How many deployment stages do we need for a web application pipeline?
Many web applications use staging and automated deployments as part of the software deployment process. Deployment stages are distinct levels in the software release cycle where individual services are deployed, such that the underlying infrastructure, user-access (mostly internal vs external), and at times data-access configurations can be separately managed. These stages are often used to validate the quality of the software being released, before end-users see an impact.
In my 10+ years of experience as a software developer, I have seen several instances where the number of deployment stages varies from one (just the production environment) to several. In this post, I try to share my views on how many deployment stages we really need for most use cases.
Traditional stages
- Alpha — There are conventionally isolated stages where the service is not interconnected with the service mesh (other dependent services), rather sometimes offers broken or mocked service-to-service interactions.
- Beta/Integ (integration) — This is usually the lowest stage where the service mesh is interconnected. For every interacting service, there would be a pointer in the stage to the corresponding dependent service stage and is often used to perform automated testing of service interface.
- Gamma/Pre-prod — The Gamma/Pre-Prod stage is traditionally where the quality assurance (QA) teams perform manual testing to ensure the quality of the release before the end-customers see the changes.
- Prod One-box (Canary)— Prod One-box is where changes are tested on a single node of the production environment before being rolled out to all nodes, which means only a subset of the users would see the impact. In the event of something going wrong, the scale of the impact can be minimised and the change can be rolled back before all customers see the impact.
- Prod stage(s) — The Prod stage usually refers to a set of environments that serve live traffic. In certain deployment strategies, there would be multiple environments per region such that the changes deployment of the changes to different markets could be controlled.

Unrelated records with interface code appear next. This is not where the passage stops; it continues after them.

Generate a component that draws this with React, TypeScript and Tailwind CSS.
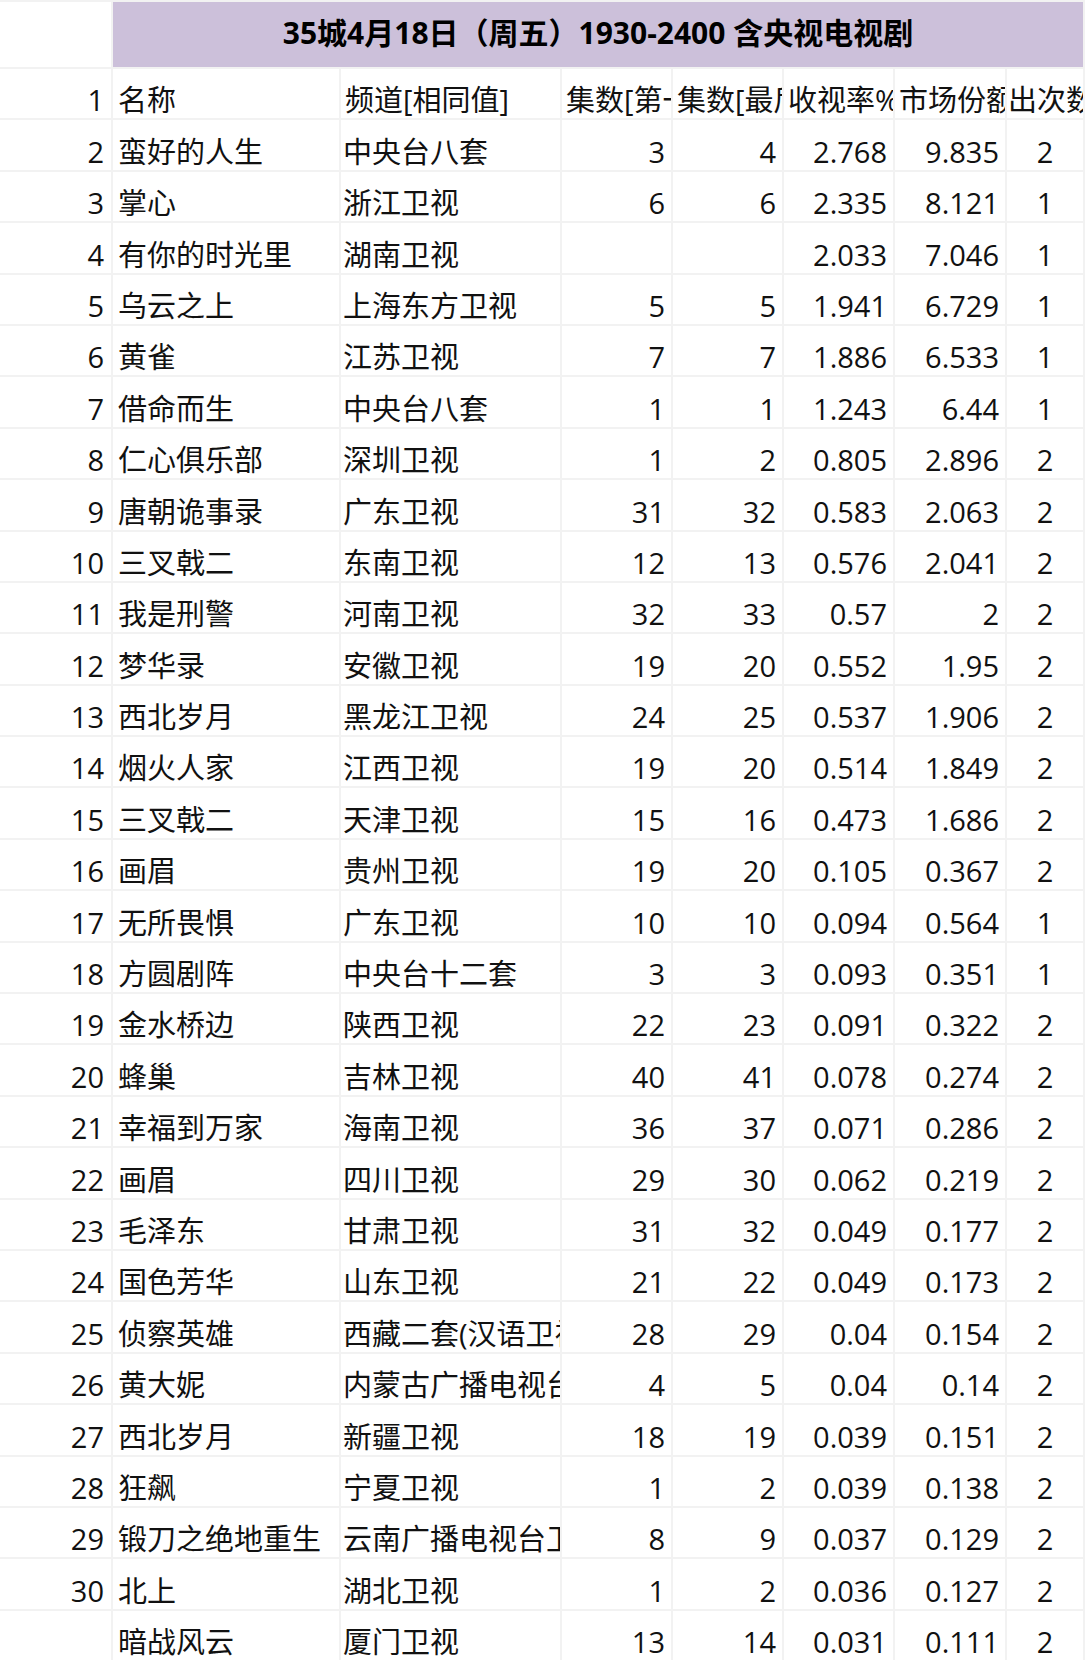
const header = ['名称', '频道[相同值]', '集数[第一集]', '集数[最后一集]', '收视率%', '市场份额%', '出次数']

const rows: [string, string, string, string, string, string, string, string][] = [
  ['2', '蛮好的人生', '中央台八套', '3', '4', '2.768', '9.835', '2'],
  ['3', '掌心', '浙江卫视', '6', '6', '2.335', '8.121', '1'],
  ['4', '有你的时光里', '湖南卫视', '', '', '2.033', '7.046', '1'],
  ['5', '乌云之上', '上海东方卫视', '5', '5', '1.941', '6.729', '1'],
  ['6', '黄雀', '江苏卫视', '7', '7', '1.886', '6.533', '1'],
  ['7', '借命而生', '中央台八套', '1', '1', '1.243', '6.44', '1'],
  ['8', '仁心俱乐部', '深圳卫视', '1', '2', '0.805', '2.896', '2'],
  ['9', '唐朝诡事录', '广东卫视', '31', '32', '0.583', '2.063', '2'],
  ['10', '三叉戟二', '东南卫视', '12', '13', '0.576', '2.041', '2'],
  ['11', '我是刑警', '河南卫视', '32', '33', '0.57', '2', '2'],
  ['12', '梦华录', '安徽卫视', '19', '20', '0.552', '1.95', '2'],
  ['13', '西北岁月', '黑龙江卫视', '24', '25', '0.537', '1.906', '2'],
  ['14', '烟火人家', '江西卫视', '19', '20', '0.514', '1.849', '2'],
  ['15', '三叉戟二', '天津卫视', '15', '16', '0.473', '1.686', '2'],
  ['16', '画眉', '贵州卫视', '19', '20', '0.105', '0.367', '2'],
  ['17', '无所畏惧', '广东卫视', '10', '10', '0.094', '0.564', '1'],
  ['18', '方圆剧阵', '中央台十二套', '3', '3', '0.093', '0.351', '1'],
  ['19', '金水桥边', '陕西卫视', '22', '23', '0.091', '0.322', '2'],
  ['20', '蜂巢', '吉林卫视', '40', '41', '0.078', '0.274', '2'],
  ['21', '幸福到万家', '海南卫视', '36', '37', '0.071', '0.286', '2'],
  ['22', '画眉', '四川卫视', '29', '30', '0.062', '0.219', '2'],
  ['23', '毛泽东', '甘肃卫视', '31', '32', '0.049', '0.177', '2'],
  ['24', '国色芳华', '山东卫视', '21', '22', '0.049', '0.173', '2'],
  ['25', '侦察英雄', '西藏二套(汉语卫视)', '28', '29', '0.04', '0.154', '2'],
  ['26', '黄大妮', '内蒙古广播电视台汉语卫视', '4', '5', '0.04', '0.14', '2'],
  ['27', '西北岁月', '新疆卫视', '18', '19', '0.039', '0.151', '2'],
  ['28', '狂飙', '宁夏卫视', '1', '2', '0.039', '0.138', '2'],
  ['29', '锻刀之绝地重生', '云南广播电视台卫视', '8', '9', '0.037', '0.129', '2'],
  ['30', '北上', '湖北卫视', '1', '2', '0.036', '0.127', '2'],
  ['', '暗战风云', '厦门卫视', '13', '14', '0.031', '0.111', '2'],
]

// excel-ish cell: text sits low in the row, clipped at the grid line
const cell = 'bg-white h-[49.4px] flex items-end overflow-hidden whitespace-nowrap leading-[36px]'

export default function App() {
  return (
    <div className="w-[1087px] min-h-[1663px] bg-white text-[29px] text-[#111] font-['Open_Sans','Noto_Sans_CJK_SC',sans-serif]">
      <div className="w-[1085px] bg-[#f2f2f2] pt-[2px] pr-[2px] grid grid-cols-[111px_226px_219px_109px_109px_109px_110px_76px] gap-[2px]">
        {/* title row */}
        <div className="bg-white h-[65px]" />
        <div className="col-span-7 h-[65px] pb-[4px] bg-[#ccc0da] flex items-center justify-center font-bold text-[30px] text-black whitespace-nowrap">
          35城4月18日（周五）1930-2400 含央视电视剧
        </div>

        {/* column header row */}
        <div className={`${cell} justify-end pr-[7px]`}>1</div>
        {header.map((h, i) => (
          <div key={h} className={`${cell} ${i === 0 ? 'pl-[5px]' : i === 6 ? 'pl-[1px]' : 'pl-[4px]'}`}>
            {h}
          </div>
        ))}

        {rows.map((r, idx) => (
          <div key={idx} className="contents">
            <div className={`${cell} justify-end pr-[7px]`}>{r[0]}</div>
            <div className={`${cell} pl-[5px]`}>{r[1]}</div>
            <div className={`${cell} pl-[2px]`}>{r[2]}</div>
            <div className={`${cell} justify-end pr-[6px]`}>{r[3]}</div>
            <div className={`${cell} justify-end pr-[6px]`}>{r[4]}</div>
            <div className={`${cell} justify-end pr-[6px]`}>{r[5]}</div>
            <div className={`${cell} justify-end pr-[6px]`}>{r[6]}</div>
            <div className={`${cell} justify-center`}>{r[7]}</div>
          </div>
        ))}
      </div>
    </div>
  )
}
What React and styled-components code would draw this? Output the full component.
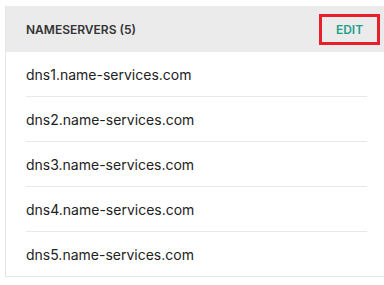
import React from "react";
import styled, { createGlobalStyle } from "styled-components";

const GlobalStyle = createGlobalStyle`
  html, body {
    margin: 0;
    padding: 0;
    background: #fff;
    overflow: hidden;
  }
  body {
    font-family: Inter, "Noto Sans", Arial, sans-serif;
  }
`;

const Page = styled.div`
  padding: 6px 0 0 5px;
`;

const Card = styled.div`
  width: 381px;
  border: 1px solid #e6e6e6;
  background: #fff;
`;

const Header = styled.div`
  display: flex;
  align-items: center;
  justify-content: space-between;
  height: 46px;
  margin-top: -1px;
  padding: 0 7px 0 20px;
  background: #ebebeb;
`;

const Title = styled.h3`
  margin: 0;
  font-size: 12px;
  font-weight: 600;
  color: #333;
  letter-spacing: 0;
`;

const EditButton = styled.button`
  width: 61px;
  height: 31px;
  border: 3px solid #e8202a;
  background: transparent;
  color: #1f9e8a;
  font-family: inherit;
  font-size: 12px;
  font-weight: 600;
  cursor: pointer;
  padding: 0;
`;

const List = styled.ul`
  list-style: none;
  margin: 0;
  padding: 0 20px;
`;

const Item = styled.li`
  height: 45px;
  display: flex;
  align-items: center;
  font-size: 14px;
  color: #222;
  border-bottom: 1px solid ${(p) => (p.last ? "transparent" : "#e8e8e8")};
  box-sizing: border-box;
  &:last-child {
    border-bottom: none;
    height: 44px;
  }
`;

const servers = [
  "dns1.name-services.com",
  "dns2.name-services.com",
  "dns3.name-services.com",
  "dns4.name-services.com",
  "dns5.name-services.com",
];

export default function App() {
  return (
    <Page>
      <GlobalStyle />
      <Card>
        <Header>
          <Title>NAMESERVERS ({servers.length})</Title>
          <EditButton>EDIT</EditButton>
        </Header>
        <List>
          {servers.map((s) => (
            <Item key={s}>{s}</Item>
          ))}
        </List>
      </Card>
    </Page>
  );
}
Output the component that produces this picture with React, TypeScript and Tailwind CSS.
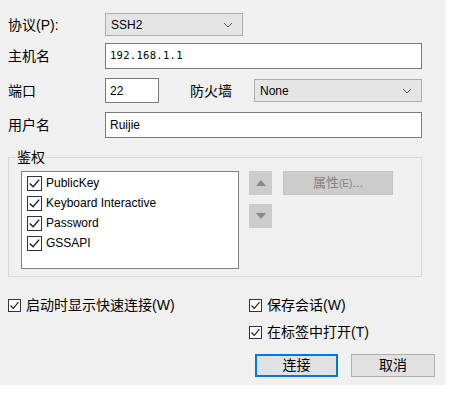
import type { ReactNode } from 'react';

const font = { fontFamily: '"Liberation Sans", "Noto Sans CJK SC", sans-serif' };

function Chevron() {
    return (
        <svg width="10" height="6" viewBox="0 0 10 6" className="shrink-0">
            <path d="M1 1 L5 5 L9 1" fill="none" stroke="#5a5a5a" strokeWidth="1" />
        </svg>
    );
}

function Check({ size = 13 }: { size?: number }) {
    return (
        <span
            className="inline-flex items-center justify-center shrink-0 bg-white border border-[#333333]"
            style={{ width: size, height: size }}
        >
            <svg width={size - 2} height={size - 2} viewBox="0 0 11 11">
                <path d="M1.5 5.5 L4.3 8.3 L9.5 2.2" fill="none" stroke="#222222" strokeWidth="1.2" />
            </svg>
        </span>
    );
}

function Combo({ value, className }: { value: string; className: string }) {
    return (
        <div className={`flex items-center justify-between pl-[5px] pr-[9px] bg-[#e5e5e5] border border-[#adadad] text-[12px] text-black ${className}`}>
            <span>{value}</span>
            <Chevron />
        </div>
    );
}

function Field({ children, className }: { children: ReactNode; className: string }) {
    return (
        <div className={`flex items-center pl-[4px] bg-white border border-[#7a7a7a] text-[12px] text-black ${className}`}>
            {children}
        </div>
    );
}

function Label({ children, className = 'w-[97px]' }: { children: ReactNode; className?: string }) {
    return <div className={`text-[14px] text-black shrink-0 leading-none ${className}`}>{children}</div>;
}

export default function App() {
    const methods = ['PublicKey', 'Keyboard Interactive', 'Password', 'GSSAPI'];

    return (
        <div className="w-[451px] h-[393px] bg-white overflow-hidden" style={font}>
            <div className="w-[446px] h-[385px] bg-[#f0f0f0] pl-[8px]">
                {/* 协议 */}
                <div className="flex items-center pt-[13px]">
                    <Label>协议(P):</Label>
                    <Combo value="SSH2" className="w-[138px] h-[23px]" />
                </div>

                {/* 主机名 */}
                <div className="flex items-center mt-[7px]">
                    <Label>主机名</Label>
                    <Field className="w-[317px] h-[26px]">
                        <span className="text-[10.5px] tracking-[0.3px]" style={{ fontFamily: '"DejaVu Sans Mono", monospace' }}>192.168.1.1</span>
                    </Field>
                </div>

                {/* 端口 / 防火墙 */}
                <div className="flex items-center mt-[9px]">
                    <Label>端口</Label>
                    <Field className="w-[54px] h-[25px]">22</Field>
                    <Label className="ml-[31px] w-[64px]">防火墙</Label>
                    <Combo value="None" className="w-[168px] h-[23px]" />
                </div>

                {/* 用户名 */}
                <div className="flex items-center mt-[9px]">
                    <Label>用户名</Label>
                    <Field className="w-[317px] h-[26px]">Ruijie</Field>
                </div>

                {/* 鉴权 */}
                <fieldset className="mt-[11px] w-[414px] border border-[#d9d9d9] pb-[7px]">
                    <legend className="ml-[7px] px-[1px] text-[14px] leading-[16px] text-black">鉴权</legend>
                    <div className="flex items-start mt-[6px]">
                        <div className="ml-[12px] w-[218px] h-[98px] bg-white border border-[#828282] pt-[4px] pl-[5px] flex flex-col gap-[6px]">
                            {methods.map((m) => (
                                <div key={m} className="flex items-center gap-[4px] h-[14px] text-[12px] text-black">
                                    <Check size={15} />
                                    <span>{m}</span>
                                </div>
                            ))}
                        </div>
                        <div className="ml-[10px] flex flex-col gap-[9px]">
                            <div className="w-[23px] h-[24px] bg-[#cccccc] flex items-center justify-center">
                                <svg width="10" height="6" viewBox="0 0 10 6"><path d="M0 6 L5 0 L10 6 Z" fill="#8a8a8a" /></svg>
                            </div>
                            <div className="w-[23px] h-[24px] bg-[#cccccc] flex items-center justify-center">
                                <svg width="10" height="6" viewBox="0 0 10 6"><path d="M0 0 L10 0 L5 6 Z" fill="#8a8a8a" /></svg>
                            </div>
                        </div>
                        <div className="ml-[11px] w-[110px] h-[24px] bg-[#cccccc] border border-[#c4c4c4] flex items-center justify-center text-[13px] text-[#838383]">
                            属性<span className="text-[10px]">(E)</span>...
                        </div>
                    </div>
                </fieldset>

                {/* 底部选项 */}
                <div className="flex mt-[21px]">
                    <div className="w-[241px] flex items-center gap-[5px] h-[14px]">
                        <Check />
                        <span className="text-[14px] text-black leading-none">启动时显示快速连接(W)</span>
                    </div>
                    <div className="flex flex-col gap-[13px]">
                        <div className="flex items-center gap-[5px] h-[14px]">
                            <Check />
                            <span className="text-[14px] text-black leading-none">保存会话(W)</span>
                        </div>
                        <div className="flex items-center gap-[5px] h-[14px]">
                            <Check />
                            <span className="text-[14px] text-black leading-none">在标签中打开(T)</span>
                        </div>
                    </div>
                </div>

                <div className="flex mt-[15px] ml-[247px] gap-[13px]">
                    <div className="w-[83px] h-[23px] bg-[#e1e1e1] border-2 border-[#0078d7] flex items-center justify-center text-[14px] text-black">
                        连接
                    </div>
                    <div className="w-[84px] h-[23px] bg-[#e1e1e1] border border-[#adadad] flex items-center justify-center text-[14px] text-black">
                        取消
                    </div>
                </div>
            </div>
        </div>
    );
}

Wait, those are too many stages to manage. Do we really need those many? In my experience, not all services would require these many stages, but some surely do. Here are the aspects that could control the number of stages required and ensure the desired quality is maintained.
Dev-testing scenarios
In my opinion, most of the software services should be able to support local development environments (such that deployment is accessible to a particular developer) and wiring those to interact with certain stages of dependent services. However, there are specific scenarios where a separate stage for dev testing may be necessary.
Feature control capability
Feature controls are mechanisms that allow turning on/off certain features through an external configuration. Some companies like Amazon have advanced feature control and A/B testing frameworks, which let the teams control the on/off state and, at times, percentage rollouts for customers based on individual customer IDs, marketplaces and certain custom parameters.
While feature control could let the changes be enabled for only a few “tester” accounts such that QA teams can test the changes in production, not all changes could be isolated through feature toggles. For example, database schema changes, certain configurations etc. cannot be controlled through feature toggles. Also, certain organisations and certain use-cases require manual quality assurance in a production-like environment before the changes are propagated to production. Such scenarios might require an explicit Gamma/Pre-prod environment.
Integration tests
Feature controls ensure that the changes do not cause any impact as long as they are deactivated. However, for changes that cannot be feature-controlled, it is essential to ensure that the customer experience is not disrupted. This is where automated integration tests come to the rescue. These are the tests that are written on the service interfaces to make sure the interfaces remain unchanged or is as expected.
Ideally the integration tests are to be written and shipped along with the feature changes, if applicable. And like unit tests that usually run at the class-level or package level, integration tests also must cover happy-cases and negative cases. Also it is recommended to add any issues observed in production to be added to the integration test-suite such that it would cover the regression tests while the changes are being shipped.
Geographic regulations
Sometimes, regional and international regulations might mandate data-residency requirements (for example, within the same region) and certain other such rules that would need separate environments. At times, such requirements could be catered through techniques like data sharding, but that could be more complicated and sometimes not even feasible for some scenarios.
The optimum number of stages
In my opinion, most services would need only two or three stages. These are:
- Integ — For executing automated integration tests and serving dependent services local deployments.
- Pre-prod (optional) — For any manual validations required. This includes scenarios where high impact changes that would need to be manually tested before deployment, changes that could not be covered through integration tests (for example, certain visual changes). Also, this stage would also help to triage and validate the fix for certain production issues.
- Prod — Serving live traffic. However, certain geographic regulations may require more than one prod stages. Also certain teams might prefer multi-region deployments through different stages for gating controls. The One-box use case also could be controlled through the feature control framework if it lets sequential dial-up of the changes, and would be more controllable compared to OneBox.
Conclusion
The number of deployment stages that is needed would vary largely based on certain aspects like testing scenarios, feature controllability, quality of integration tests, need for manual testing, geographical regulations etc. In most scenarios, I feel that the three stages we discussed are good enough.